The council will debate the City Region Deal at its next full meeting on Thursday and insisted the EU result would not affect the plans going ahead.

Bosses hope to deliver the deal by the end of the calendar year – and it is understood it could even be finalised before David Cameron steps down at the Tory party conference in October.

Council leader Andrew Burns said discussions were “ongoing with the UK and Scottish Governments”.

He said: “The deal contains proposals to accelerate growth in Scotland’s capital city and wider regional economy that will benefit Scottish and UK economies while tackling inequalities and deprivation.

“It will also give the region greater autonomy on determining investment priorities and help to identify and deliver appropriate solutions to local issues and opportunities.

“As council leader, my primary concern will continue to be ensuring the best possible quality of life for all the residents of Edinburgh.”

The concerns come as business giants across the city reacted to the referendum result, with the value of the pound plummeting and European stock markets posting double-digit declines.

A spokesman for Virgin Money said: “As a strong, low risk, UK-only retail bank, we believe that we are well placed to manage any uncertainty arising from the result of the EU Referendum. It is ‘business as usual’ for our customers.”

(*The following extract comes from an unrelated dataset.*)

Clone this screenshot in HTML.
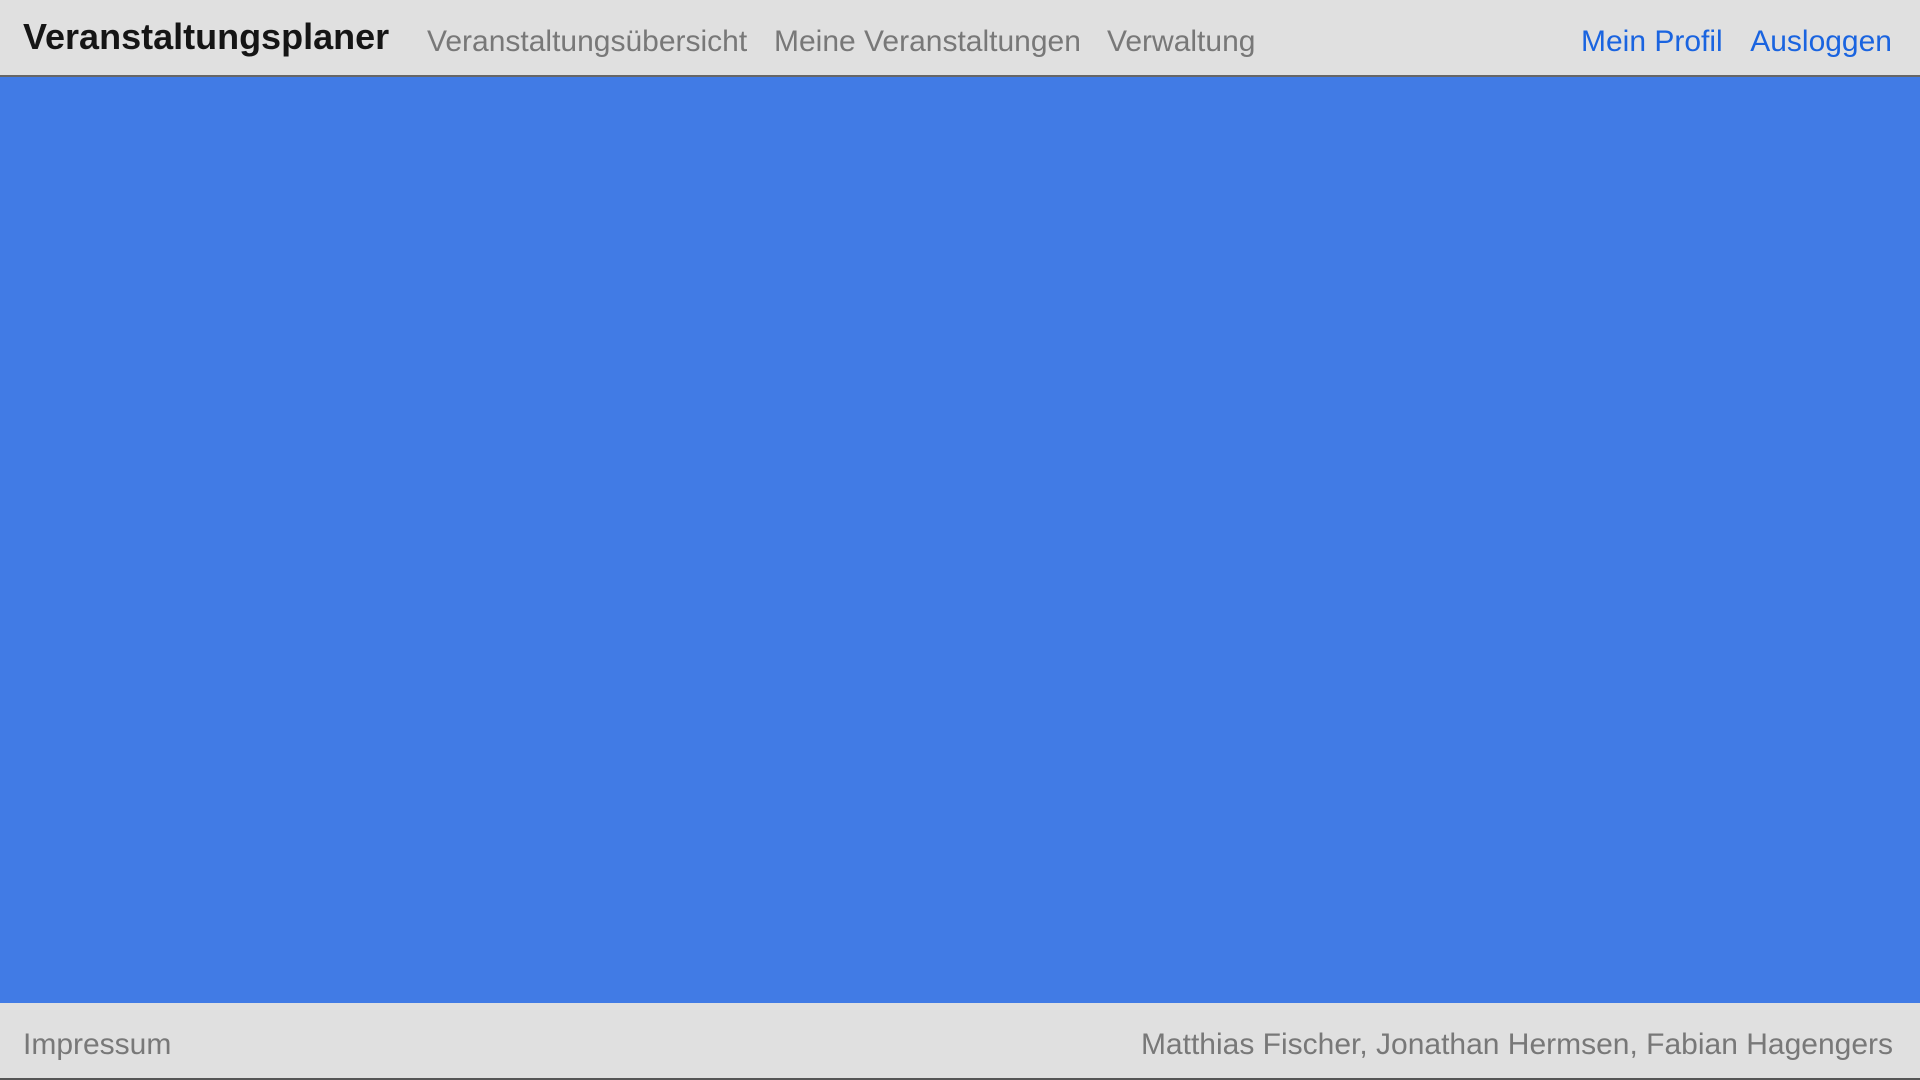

Edinburgh University – one of the city’s biggest employers, after the council and NHS Lothian – insisted future negotiations to leave the EU would have “major implications for the higher education sector as a whole and our core activities of research and teaching”.

And a spokesman for Edinburgh Airport said: “We were clear that we believed that remaining in the EU was the best scenario for Scotland. We will now consider today’s result and take time to speak with our airlines to better understand its impact over the coming months.”